Another week has gone by. Perhaps more. Really, you lose track of time around here, mostly because you are either really busy or incredibly bored. I spend a great deal of time somewhere in between, most often both. Bored while busy. Honestly, an adventure in and of itself.
Several days ago I continued my quest to modernize the children of Afghanistan. I now have an entire community of villages near the city which has learned not only devil horns (with the accompanying cry of rock and roll), but also high fives, both courtesy of myself and a military policeman both with once again no mission, as well as pounds from another girl who was with us. The entire school was surrounding us yelling “Rock and Roll! High Five! Rock and Roll! High Five!” and then performing some sort of odd hand gesture that we deemed a mixture of the three motions and called it a day. Since we left the compound with no mission, we deemed this event mission success, since it annoyed everyone else on the mission with us…

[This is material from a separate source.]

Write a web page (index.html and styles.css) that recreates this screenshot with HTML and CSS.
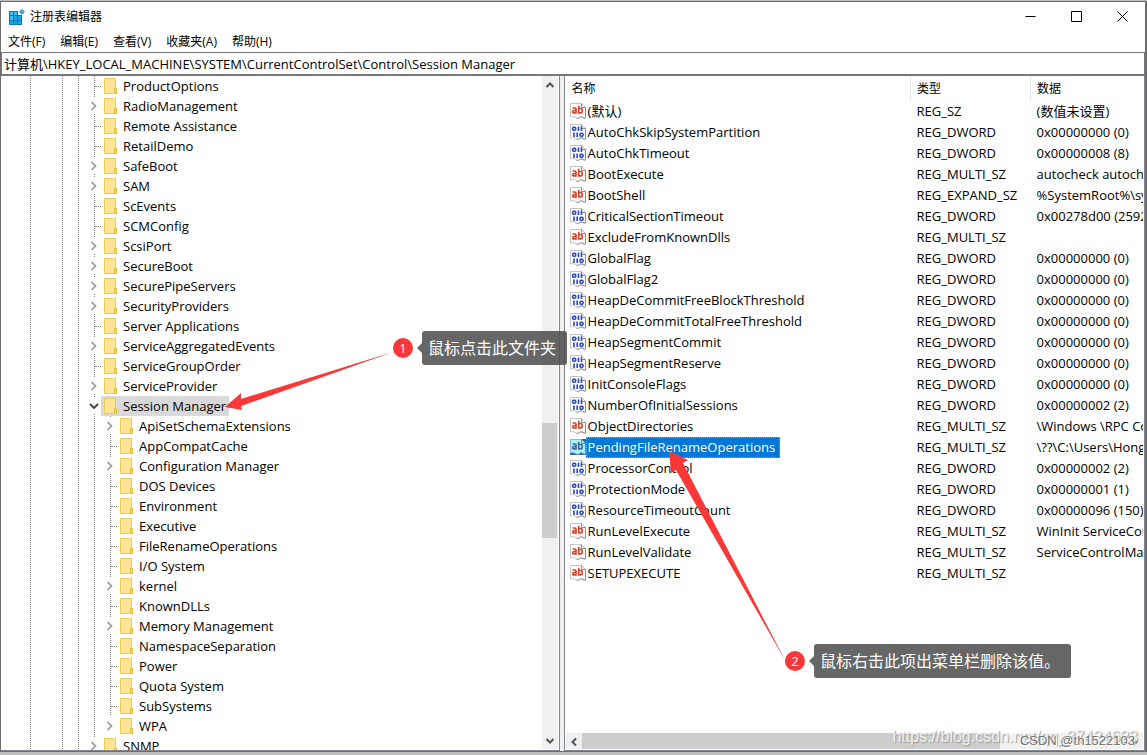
FILE: index.html
```
<!DOCTYPE html>
<html lang="zh-CN">
<head>
    <meta charset="UTF-8">
    <meta name="viewport" content="width=device-width, initial-scale=1.0">
    <title>注册表编辑器</title>
    <link rel="stylesheet" href="styles.css">
</head>
<body>
    <!-- Shared icons -->
    <svg class="sprite" aria-hidden="true">
        <symbol id="folder" viewBox="0 0 14 16">
            <path d="M.5 .5h11v10h1v5h-12z" fill="#ffe594" stroke="#eccb57"/>
            <path d="M10.500 15.500v-5h2v5z" fill="#ffe07a" stroke="#e3b93a"/>
        </symbol>
        <symbol id="closed" viewBox="0 0 8 10">
            <path d="M1.500 1l4 4-4 4" fill="none" stroke="#a6a6a6" stroke-width="1.800"/>
        </symbol>
        <symbol id="open" viewBox="0 0 10 8">
            <path d="M1 2l4 4 4-4" fill="none" stroke="#404040" stroke-width="1.800"/>
        </symbol>
        <symbol id="page" viewBox="0 0 16 16">
            <path d="M.5 .5h11l4 4v10.500c-2 1-3-2-5-1s-2 2-4 1-3-2-6-1z" fill="#fff" stroke="#c4c4c4"/>
            <path d="M11.500 .5v4h4v10.500c-2 1-3-2-5-1s-2 2-4 1" fill="none" stroke="#8e8e8e"/>
        </symbol>
        <symbol id="string" viewBox="0 0 16 16">
            <use href="#page"/>
            <g fill="none" stroke="#d2472a" stroke-width="1.700">
                <path d="M2.500 5h2.200q1.300 0 1.300 1.300v3.600h-2q-1.300 0-1.300-1.200t1.300-1.200h2"/>
                <path d="M8.700 2.800v7.100h2q1.500 0 1.500-1.500v-1.400q0-1.500-1.500-1.500h-2"/>
            </g>
        </symbol>
        <symbol id="binary" viewBox="0 0 16 16">
            <use href="#page"/>
            <g fill="none" stroke="#2547c8" stroke-width="1.600">
                <rect x="2.700" y="3.200" width="3" height="3" rx="1"/>
                <path d="M8.500 2.500v4.500M11.500 2.500v4.500M4 8.500v4.500M7.200 8.500v4.500"/>
                <rect x="10" y="9.300" width="3" height="3" rx="1"/>
            </g>
        </symbol>
    </svg>

    <div class="window">
        <header class="titlebar">
            <svg class="app-icon" viewBox="0 0 16 16" aria-hidden="true">
                <path d="M0 2h9v4h4v10H0z" fill="#0b78b5"/>
                <path d="M1 3h3v3H1zM5 3h3v3H5zM1 7h3v4H1z" fill="#38bdf0"/>
                <path d="M5 7h3v4H5zM9 7h3v4H9zM1 12h3v3H1zM5 12h3v3H5zM9 12h3v3H9z" fill="#19a5df"/>
                <path d="M13 .5l2.300 2.300-2.300 2.300-2.300-2.300z" fill="#45c3f2" stroke="#0b78b5"/>
            </svg>
            <span class="title">注册表编辑器</span>
            <button type="button" class="caption" aria-label="最小化"><svg viewBox="0 0 11 11"><path d="M.5 5.500h10"/></svg></button>
            <button type="button" class="caption" aria-label="最大化"><svg viewBox="0 0 11 11"><path d="M.5 .5h10v10h-10z"/></svg></button>
            <button type="button" class="caption" aria-label="关闭"><svg viewBox="0 0 11 11"><path d="M.5 .5l10 10M10.500 .5l-10 10"/></svg></button>
        </header>

        <nav class="menu">
            <button type="button">文件(F)</button>
            <button type="button">编辑(E)</button>
            <button type="button">查看(V)</button>
            <button type="button">收藏夹(A)</button>
            <button type="button">帮助(H)</button>
        </nav>

        <input class="address" type="text" aria-label="地址" value="计算机\HKEY_LOCAL_MACHINE\SYSTEM\CurrentControlSet\Control\Session Manager">

        <main class="panes">
            <section class="pane tree-pane">
                <ul class="tree">
                    <li class="leaf"><svg class="folder"><use href="#folder"/></svg><span>ProductOptions</span></li>
                    <li><button type="button" aria-label="展开"><svg><use href="#closed"/></svg></button><svg class="folder"><use href="#folder"/></svg><span>RadioManagement</span></li>
                    <li class="leaf"><svg class="folder"><use href="#folder"/></svg><span>Remote Assistance</span></li>
                    <li class="leaf"><svg class="folder"><use href="#folder"/></svg><span>RetailDemo</span></li>
                    <li><button type="button" aria-label="展开"><svg><use href="#closed"/></svg></button><svg class="folder"><use href="#folder"/></svg><span>SafeBoot</span></li>
                    <li><button type="button" aria-label="展开"><svg><use href="#closed"/></svg></button><svg class="folder"><use href="#folder"/></svg><span>SAM</span></li>
                    <li class="leaf"><svg class="folder"><use href="#folder"/></svg><span>ScEvents</span></li>
                    <li class="leaf"><svg class="folder"><use href="#folder"/></svg><span>SCMConfig</span></li>
                    <li><button type="button" aria-label="展开"><svg><use href="#closed"/></svg></button><svg class="folder"><use href="#folder"/></svg><span>ScsiPort</span></li>
                    <li><button type="button" aria-label="展开"><svg><use href="#closed"/></svg></button><svg class="folder"><use href="#folder"/></svg><span>SecureBoot</span></li>
                    <li><button type="button" aria-label="展开"><svg><use href="#closed"/></svg></button><svg class="folder"><use href="#folder"/></svg><span>SecurePipeServers</span></li>
                    <li><button type="button" aria-label="展开"><svg><use href="#closed"/></svg></button><svg class="folder"><use href="#folder"/></svg><span>SecurityProviders</span></li>
                    <li class="leaf"><svg class="folder"><use href="#folder"/></svg><span>Server Applications</span></li>
                    <li><button type="button" aria-label="展开"><svg><use href="#closed"/></svg></button><svg class="folder"><use href="#folder"/></svg><span>ServiceAggregatedEvents</span></li>
                    <li class="leaf"><svg class="folder"><use href="#folder"/></svg><span>ServiceGroupOrder</span></li>
                    <li><button type="button" aria-label="展开"><svg><use href="#closed"/></svg></button><svg class="folder"><use href="#folder"/></svg><span>ServiceProvider</span></li>
                    <li class="current"><button type="button" aria-label="折叠"><svg><use href="#open"/></svg></button><svg class="folder"><use href="#folder"/></svg><span>Session Manager</span>
                        <ul>
                            <li><button type="button" aria-label="展开"><svg><use href="#closed"/></svg></button><svg class="folder"><use href="#folder"/></svg><span>ApiSetSchemaExtensions</span></li>
                            <li class="leaf"><svg class="folder"><use href="#folder"/></svg><span>AppCompatCache</span></li>
                            <li><button type="button" aria-label="展开"><svg><use href="#closed"/></svg></button><svg class="folder"><use href="#folder"/></svg><span>Configuration Manager</span></li>
                            <li class="leaf"><svg class="folder"><use href="#folder"/></svg><span>DOS Devices</span></li>
                            <li class="leaf"><svg class="folder"><use href="#folder"/></svg><span>Environment</span></li>
                            <li class="leaf"><svg class="folder"><use href="#folder"/></svg><span>Executive</span></li>
                            <li class="leaf"><svg class="folder"><use href="#folder"/></svg><span>FileRenameOperations</span></li>
                            <li class="leaf"><svg class="folder"><use href="#folder"/></svg><span>I/O System</span></li>
                            <li><button type="button" aria-label="展开"><svg><use href="#closed"/></svg></button><svg class="folder"><use href="#folder"/></svg><span>kernel</span></li>
                            <li class="leaf"><svg class="folder"><use href="#folder"/></svg><span>KnownDLLs</span></li>
                            <li><button type="button" aria-label="展开"><svg><use href="#closed"/></svg></button><svg class="folder"><use href="#folder"/></svg><span>Memory Management</span></li>
                            <li class="leaf"><svg class="folder"><use href="#folder"/></svg><span>NamespaceSeparation</span></li>
                            <li class="leaf"><svg class="folder"><use href="#folder"/></svg><span>Power</span></li>
                            <li class="leaf"><svg class="folder"><use href="#folder"/></svg><span>Quota System</span></li>
                            <li class="leaf"><svg class="folder"><use href="#folder"/></svg><span>SubSystems</span></li>
                            <li><button type="button" aria-label="展开"><svg><use href="#closed"/></svg></button><svg class="folder"><use href="#folder"/></svg><span>WPA</span></li>
                        </ul>
                    </li>
                    <li><button type="button" aria-label="展开"><svg><use href="#closed"/></svg></button><svg class="folder"><use href="#folder"/></svg><span>SNMP</span></li>
                </ul>
                <div class="scroll vertical">
                    <button type="button" aria-label="向上滚动"><svg viewBox="0 0 10 10"><path d="M1.500 7l3.500-3.500 3.500 3.500"/></svg></button>
                    <div class="before"></div>
                    <div class="thumb"></div>
                    <div class="after"></div>
                    <button type="button" aria-label="向下滚动"><svg viewBox="0 0 10 10"><path d="M1.500 3l3.500 3.500 3.500-3.500"/></svg></button>
                </div>
            </section>

            <section class="pane value-pane">
                <div class="values">
                    <table>
                        <colgroup>
                            <col class="col-name">
                            <col class="col-type">
                            <col>
                        </colgroup>
                        <thead>
                            <tr><th>名称</th><th>类型</th><th>数据</th></tr>
                        </thead>
                        <tbody>
                            <tr><td><svg><use href="#string"/></svg><span>(默认)</span></td><td>REG_SZ</td><td>(数值未设置)</td></tr>
                            <tr><td><svg><use href="#binary"/></svg><span>AutoChkSkipSystemPartition</span></td><td>REG_DWORD</td><td>0x00000000 (0)</td></tr>
                            <tr><td><svg><use href="#binary"/></svg><span>AutoChkTimeout</span></td><td>REG_DWORD</td><td>0x00000008 (8)</td></tr>
                            <tr><td><svg><use href="#string"/></svg><span>BootExecute</span></td><td>REG_MULTI_SZ</td><td>autocheck autochk *</td></tr>
                            <tr><td><svg><use href="#string"/></svg><span>BootShell</span></td><td>REG_EXPAND_SZ</td><td>%SystemRoot%\system32\bootim.exe</td></tr>
                            <tr><td><svg><use href="#binary"/></svg><span>CriticalSectionTimeout</span></td><td>REG_DWORD</td><td>0x00278d00 (2592000)</td></tr>
                            <tr><td><svg><use href="#string"/></svg><span>ExcludeFromKnownDlls</span></td><td>REG_MULTI_SZ</td><td></td></tr>
                            <tr><td><svg><use href="#binary"/></svg><span>GlobalFlag</span></td><td>REG_DWORD</td><td>0x00000000 (0)</td></tr>
                            <tr><td><svg><use href="#binary"/></svg><span>GlobalFlag2</span></td><td>REG_DWORD</td><td>0x00000000 (0)</td></tr>
                            <tr><td><svg><use href="#binary"/></svg><span>HeapDeCommitFreeBlockThreshold</span></td><td>REG_DWORD</td><td>0x00000000 (0)</td></tr>
                            <tr><td><svg><use href="#binary"/></svg><span>HeapDeCommitTotalFreeThreshold</span></td><td>REG_DWORD</td><td>0x00000000 (0)</td></tr>
                            <tr><td><svg><use href="#binary"/></svg><span>HeapSegmentCommit</span></td><td>REG_DWORD</td><td>0x00000000 (0)</td></tr>
                            <tr><td><svg><use href="#binary"/></svg><span>HeapSegmentReserve</span></td><td>REG_DWORD</td><td>0x00000000 (0)</td></tr>
                            <tr><td><svg><use href="#binary"/></svg><span>InitConsoleFlags</span></td><td>REG_DWORD</td><td>0x00000000 (0)</td></tr>
                            <tr><td><svg><use href="#binary"/></svg><span>NumberOfInitialSessions</span></td><td>REG_DWORD</td><td>0x00000002 (2)</td></tr>
                            <tr><td><svg><use href="#string"/></svg><span>ObjectDirectories</span></td><td>REG_MULTI_SZ</td><td>\Windows \RPC Control</td></tr>
                            <tr class="selected"><td><svg><use href="#string"/></svg><span>PendingFileRenameOperations</span></td><td>REG_MULTI_SZ</td><td>\??\C:\Users\Hong</td></tr>
                            <tr><td><svg><use href="#binary"/></svg><span>ProcessorControl</span></td><td>REG_DWORD</td><td>0x00000002 (2)</td></tr>
                            <tr><td><svg><use href="#binary"/></svg><span>ProtectionMode</span></td><td>REG_DWORD</td><td>0x00000001 (1)</td></tr>
                            <tr><td><svg><use href="#binary"/></svg><span>ResourceTimeoutCount</span></td><td>REG_DWORD</td><td>0x00000096 (150)</td></tr>
                            <tr><td><svg><use href="#string"/></svg><span>RunLevelExecute</span></td><td>REG_MULTI_SZ</td><td>WinInit ServiceControlManager</td></tr>
                            <tr><td><svg><use href="#string"/></svg><span>RunLevelValidate</span></td><td>REG_MULTI_SZ</td><td>ServiceControlManager</td></tr>
                            <tr><td><svg><use href="#string"/></svg><span>SETUPEXECUTE</span></td><td>REG_MULTI_SZ</td><td></td></tr>
                        </tbody>
                    </table>
                </div>
                <div class="scroll horizontal">
                    <button type="button" aria-label="向左滚动"><svg viewBox="0 0 10 10"><path d="M7 1.500l-3.500 3.500 3.500 3.500"/></svg></button>
                    <div class="thumb"></div>
                    <div class="after"></div>
                    <button type="button" aria-label="向右滚动"><svg viewBox="0 0 10 10"><path d="M3 1.500l3.500 3.500-3.500 3.500"/></svg></button>
                </div>
            </section>
        </main>
    </div>

    <!-- Step notes drawn over the window -->
    <svg class="arrows" viewBox="0 0 1147 755" aria-hidden="true">
        <path d="M393 352L241 399l0-6-16 14 17 3-1-4z"/>
        <path d="M786 662L683 463l5-3-19-9 2 22 5-3z"/>
    </svg>
    <div class="note note-one"><b>1</b><p>鼠标点击此文件夹</p></div>
    <div class="note note-two"><b>2</b><p>鼠标右击此项出菜单栏删除该值。</p></div>
    <span class="mark mark-url">https://blog.csdn.net/qq_37434623</span>
    <span class="mark mark-author">CSDN @th1522103</span>
</body>
</html>
```
FILE: styles.css
```
*, *::before {
    box-sizing: border-box;
}
body {
    margin: 0;
    padding: 1px 0 3px;
    height: 100vh;
    position: relative;
    overflow: hidden;
    background: #bdbdbd;
    color: #000;
    font: 13px/20px "Open Sans", "Noto Sans CJK SC", sans-serif;
}
button {
    margin: 0;
    padding: 0;
    border: 0;
    background: none;
    color: inherit;
    font: inherit;
}
ul {
    margin: 0;
    padding: 0;
    list-style: none;
}
.sprite {
    position: absolute;
    width: 0;
    height: 0;
}
.window {
    height: 100%;
    display: flex;
    flex-direction: column;
    border: 1px solid #6d6d70;
    border-right-width: 2px;
    background: #fff;
}

/* title and menu */
.titlebar {
    display: flex;
    align-items: center;
    height: 29px;
    padding-left: 8px;
    font-size: 12px;
}
.app-icon {
    width: 16px;
    height: 16px;
    margin-right: 5px;
}
.title {
    flex: 1;
}
.caption {
    width: 46px;
    height: 28px;
}
.caption svg {
    display: block;
    width: 11px;
    height: 11px;
    margin: auto;
    fill: none;
    stroke: #000;
}
.menu {
    display: flex;
    gap: 15px;
    height: 21px;
    padding-left: 7px;
    font-size: 12px;
}
.address {
    height: 24px;
    padding: 0 2px 1px;
    border: 1px solid #77777d;
    border-bottom-width: 2px;
    background: #fff;
    font: inherit;
}

/* panes */
.panes {
    flex: 1;
    min-height: 0;
    display: flex;
    gap: 4px;
    background: #f0f0f0;
}
.pane {
    display: flex;
    min-width: 0;
    overflow: hidden;
    background: #fff;
    border: 1px solid #828790;
    border-top: 0;
}
.tree-pane {
    flex: 559;
    padding: 0 1px 1px;
    border-left: 0;
}
.value-pane {
    flex: 581;
    flex-direction: column;
    padding: 0 1px 1px;
}

/* key tree */
.tree {
    --dots: repeating-linear-gradient(#808080 0 1px, transparent 1px 2px);
    flex: 1;
    padding-left: 85px;
    background:
        var(--dots) 28px 0 / 1px 100% no-repeat,
        var(--dots) 60px 0 / 1px 100% no-repeat,
        var(--dots) 76px 0 / 1px 100% no-repeat;
}
.tree li {
    display: flex;
    flex-wrap: wrap;
    align-items: center;
    white-space: nowrap;
    background: var(--dots) 7px 0 / 1px 100% no-repeat;
}
.tree li.leaf::before {
    content: "";
    width: 6px;
    margin: 0 3px 0 8px;
    border-top: 1px dotted #808080;
}
.tree li button {
    width: 14px;
    height: 16px;
    margin-right: 3px;
    background: #fff;
}
.tree li button svg {
    display: block;
    width: 10px;
    height: 10px;
    margin: auto;
}
.tree .folder {
    width: 14px;
    height: 16px;
}
.tree span {
    padding: 0 3px 0 5px;
}
.tree .current > button {
    margin-right: 0;
}
.tree .current > .folder {
    width: 17px;
    height: 20px;
    padding: 2px 0 2px 3px;
    background: #d9d9d9;
}
.tree .current > span {
    background: #d9d9d9;
}
.tree li ul {
    flex: 0 0 100%;
    padding-left: 16px;
}
.tree li ul li:last-child {
    background: none;
}

/* scroll bars */
.scroll {
    display: flex;
    background: #f0f0f0;
}
.scroll button {
    flex: none;
    width: 16px;
    height: 17px;
}
.scroll svg {
    display: block;
    width: 10px;
    height: 10px;
    margin: auto;
    fill: none;
    stroke: #555;
    stroke-width: 2;
}
.scroll .thumb {
    background: #cdcdcd;
}
.vertical {
    flex-direction: column;
}
.vertical .before {
    flex: 330;
}
.vertical .thumb {
    flex: 115;
    width: 15px;
}
.vertical .after {
    flex: 194;
}
.horizontal {
    height: 16px;
}
.horizontal .thumb {
    flex: 418;
}
.horizontal .after {
    flex: 127;
}

/* value list */
.values {
    flex: 1;
    min-height: 0;
    overflow: hidden;
}
table {
    width: 100%;
    table-layout: fixed;
    border-collapse: collapse;
}
.col-name {
    width: 345px;
}
.col-type {
    width: 120px;
}
th, td {
    height: 21px;
    padding: 0 0 0 6px;
    overflow: hidden;
    line-height: 21px;
    text-align: left;
    white-space: nowrap;
}
th {
    height: 25px;
    font-size: 12px;
    font-weight: normal;
}
th + th {
    border-left: 1px solid #e5e5e5;
}
td:first-child {
    display: flex;
    align-items: flex-start;
    padding-left: 4px;
}
td svg {
    flex: none;
    width: 16px;
    height: 16px;
    margin-top: 2px;
}
td span {
    padding: 0 5px 0 2px;
}
.selected span {
    background: #0078d7;
    color: #fff;
    outline: 1px dotted #e8954a;
    outline-offset: -1px;
}
.selected svg {
    background: #fff;
    box-shadow: inset 0 0 0 16px #0078d7;
    filter: brightness(0.75) sepia(1) hue-rotate(170deg) saturate(2);
}

/* step notes */
.arrows {
    position: absolute;
    top: 0;
    left: 0;
    width: 1147px;
    height: 755px;
    fill: #fb3838;
}
.note {
    position: absolute;
    display: flex;
    align-items: center;
    gap: 9px;
    color: #fff;
}
.note-one {
    left: 393px;
    top: 331px;
}
.note-two {
    left: 785px;
    top: 644px;
}
.note b {
    width: 20px;
    border-radius: 50%;
    background: #fb3838;
    font-weight: normal;
    text-align: center;
}
.note p {
    position: relative;
    margin: 0;
    padding: 0 11px 0 6px;
    border-radius: 3px;
    background: rgba(75, 75, 75, 0.85);
    font-size: 16px;
    line-height: 34px;
}
.note p::before {
    content: "";
    position: absolute;
    left: -5px;
    top: 12px;
    border: 5px solid transparent;
    border-left: 0;
    border-right-color: rgba(75, 75, 75, 0.85);
}
.mark {
    position: absolute;
    white-space: nowrap;
    font-family: "Liberation Sans", Arial, sans-serif;
}
.mark-url {
    right: 9px;
    bottom: 8px;
    color: rgba(255, 255, 255, 0.8);
    font-size: 16px;
    text-shadow: 1px 1px 1px #999;
}
.mark-author {
    right: 12px;
    bottom: 4px;
    color: #777;
    font-size: 13px;
    text-shadow: 1px 1px 0 #fff;
}
```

Tragically, however, I had to say good-bye to another very good friend a few days ago. He was going on leave, gallavanting off to Germany or some such to go to a music festival and beaches and hotels and some other super fun and exciting adventures. Meanwhile, Nazi gold is out there for the hunting and I remain in Afghanistan… I have concluded that there is no Nazi gold here, primarily because there really isn’t much of anything here outside of the dust and the pistachios, which admittedly keeps the donkeys content, but leaves a bit to be desired on my end. Point being and ignoring the rambling tangent, I will be out of the country by the time he returns, with a small bit of luck, and so I will have to wait a few months until he returns home, at which point it will be incredibly awkward because it has been months of sporadic e-mails since the last time we saw each other face to face, and really we only knew each other a few months prior.
That is probably the most interesting thing about the Army. People talk all they want about Army Buddies and all, but in all honesty, most of the people you meet you will never see again, might talk to for a few months or years but eventually you lose track of each other and that is the end of that. True enough, there are quite a few people that I am happier than a clam (and how happy are clams, when you get right down to it?) to never hear from again, but there are some I do wish I could mosey off and see for a weekend once in awhile.
Digression is the key to success, and I do it well, so I hope the fortune starts rolling in soon. All tickets to Nazi gold should be sent in direct e-mails, and sunken pirate treasure treated in the same manner.
Speaking of pirates, I have picked up a noticable limp after our most recent Army Physical Fitness Test. A common reaction, thanks to Army medicine, but regardless of such not a grand situation. My chain of command will deal with it as they do best, I am sure. I love having a chain of command. I like to call it my chain of shirking responsibility for anything that happens to me and anything I accomplish or fail to accomplish. A long name, to be sure, but really much more accurate when you get right down to it.
In other news, our replacements are in country, on ground, I think right now sleeping in a room somewhere on this compound. Wonderous event. That means we should be moving sometime in the next few weeks, and then shortly after heading back to a land where flush toilets are not such a novelty and there is a socket for every light bulb. The small joys in life will become common again very soon… back to my mission of teaching my cats chess, or at least checkers, and other important tasks that need attending to back in civilization. The advancement of the Afghan people in terms of learning high fives and rock and roll will have to be continued by another, but I have corrupted enough Americans that I am sure the task has fallen to good hands.